Data lines -
::::::::
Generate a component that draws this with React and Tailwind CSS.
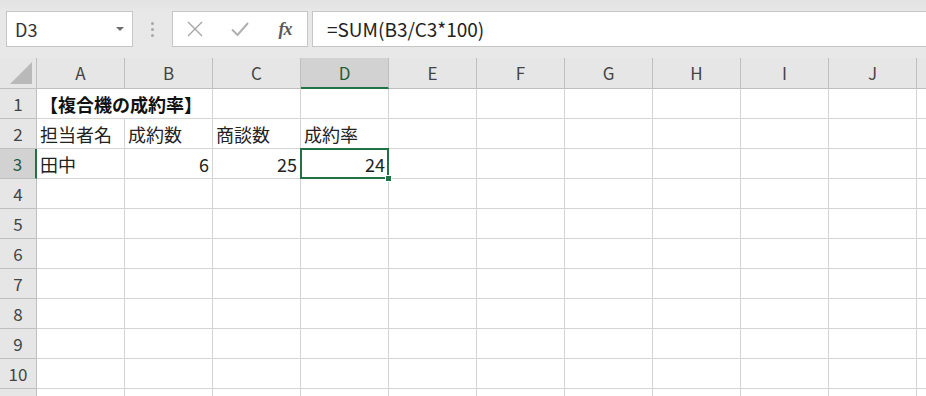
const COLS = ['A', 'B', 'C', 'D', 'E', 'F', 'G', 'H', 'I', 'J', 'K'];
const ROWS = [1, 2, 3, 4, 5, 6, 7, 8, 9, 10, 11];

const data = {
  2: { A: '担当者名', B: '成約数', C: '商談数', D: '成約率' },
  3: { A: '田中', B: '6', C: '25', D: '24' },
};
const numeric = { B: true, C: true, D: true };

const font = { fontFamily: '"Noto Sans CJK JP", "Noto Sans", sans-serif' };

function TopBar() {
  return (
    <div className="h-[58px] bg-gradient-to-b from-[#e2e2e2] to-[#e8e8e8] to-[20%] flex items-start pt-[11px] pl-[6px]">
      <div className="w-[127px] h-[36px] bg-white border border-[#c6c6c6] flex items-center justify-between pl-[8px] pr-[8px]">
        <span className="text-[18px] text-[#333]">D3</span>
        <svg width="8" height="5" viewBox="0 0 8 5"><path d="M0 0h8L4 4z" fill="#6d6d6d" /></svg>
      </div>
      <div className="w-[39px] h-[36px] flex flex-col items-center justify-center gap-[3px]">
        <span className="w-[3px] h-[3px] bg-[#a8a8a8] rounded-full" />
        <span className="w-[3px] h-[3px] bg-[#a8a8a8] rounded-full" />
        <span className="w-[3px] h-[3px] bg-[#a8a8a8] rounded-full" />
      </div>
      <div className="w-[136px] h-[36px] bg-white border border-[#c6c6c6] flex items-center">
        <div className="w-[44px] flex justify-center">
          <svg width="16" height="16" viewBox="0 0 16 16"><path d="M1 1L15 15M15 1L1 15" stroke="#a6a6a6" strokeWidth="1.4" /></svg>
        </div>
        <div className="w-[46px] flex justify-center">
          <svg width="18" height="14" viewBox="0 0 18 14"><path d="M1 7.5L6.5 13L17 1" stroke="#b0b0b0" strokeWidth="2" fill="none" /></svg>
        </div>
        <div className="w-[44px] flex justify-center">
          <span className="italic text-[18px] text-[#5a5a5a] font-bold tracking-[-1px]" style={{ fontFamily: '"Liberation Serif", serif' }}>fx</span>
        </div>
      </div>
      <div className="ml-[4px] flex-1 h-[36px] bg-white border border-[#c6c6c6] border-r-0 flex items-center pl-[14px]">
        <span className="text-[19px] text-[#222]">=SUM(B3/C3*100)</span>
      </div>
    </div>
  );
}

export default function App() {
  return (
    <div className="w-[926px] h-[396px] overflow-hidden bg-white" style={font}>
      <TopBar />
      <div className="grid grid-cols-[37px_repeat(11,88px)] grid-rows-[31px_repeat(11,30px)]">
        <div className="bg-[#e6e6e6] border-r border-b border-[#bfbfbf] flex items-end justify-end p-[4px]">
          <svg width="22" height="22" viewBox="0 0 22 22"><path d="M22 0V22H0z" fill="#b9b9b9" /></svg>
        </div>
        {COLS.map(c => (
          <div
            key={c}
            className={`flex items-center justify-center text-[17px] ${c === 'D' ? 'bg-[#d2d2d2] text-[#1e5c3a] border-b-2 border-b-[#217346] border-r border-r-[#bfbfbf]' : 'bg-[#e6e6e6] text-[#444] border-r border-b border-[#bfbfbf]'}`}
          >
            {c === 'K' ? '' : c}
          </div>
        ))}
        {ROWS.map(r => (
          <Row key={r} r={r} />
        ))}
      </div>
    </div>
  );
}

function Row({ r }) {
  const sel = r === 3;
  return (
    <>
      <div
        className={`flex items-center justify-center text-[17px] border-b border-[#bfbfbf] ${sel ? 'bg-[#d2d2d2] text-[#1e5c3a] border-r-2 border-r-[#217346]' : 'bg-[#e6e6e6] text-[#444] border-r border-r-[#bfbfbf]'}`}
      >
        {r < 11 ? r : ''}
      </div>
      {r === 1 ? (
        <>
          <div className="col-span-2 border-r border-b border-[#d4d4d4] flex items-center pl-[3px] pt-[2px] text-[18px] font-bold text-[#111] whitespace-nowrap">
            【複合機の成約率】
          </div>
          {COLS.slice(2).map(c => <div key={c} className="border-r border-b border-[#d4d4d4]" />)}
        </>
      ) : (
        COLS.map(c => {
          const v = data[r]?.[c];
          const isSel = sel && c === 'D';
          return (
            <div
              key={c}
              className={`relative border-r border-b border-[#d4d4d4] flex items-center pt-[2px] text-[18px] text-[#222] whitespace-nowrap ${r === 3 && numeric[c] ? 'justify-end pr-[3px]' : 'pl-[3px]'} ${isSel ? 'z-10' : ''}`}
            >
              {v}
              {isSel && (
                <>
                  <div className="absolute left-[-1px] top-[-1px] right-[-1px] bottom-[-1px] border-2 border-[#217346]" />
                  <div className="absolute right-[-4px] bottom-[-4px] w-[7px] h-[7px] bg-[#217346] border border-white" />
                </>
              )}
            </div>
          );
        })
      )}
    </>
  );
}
::::::::
The lines from the top of the data above through the one holding "9, 10, 11];" are to be repeated exactly, and only those, with no pictures.

Generate a component that draws this with React and Tailwind CSS.
const COLS = ['A', 'B', 'C', 'D', 'E', 'F', 'G', 'H', 'I', 'J', 'K'];
const ROWS = [1, 2, 3, 4, 5, 6, 7, 8, 9, 10, 11];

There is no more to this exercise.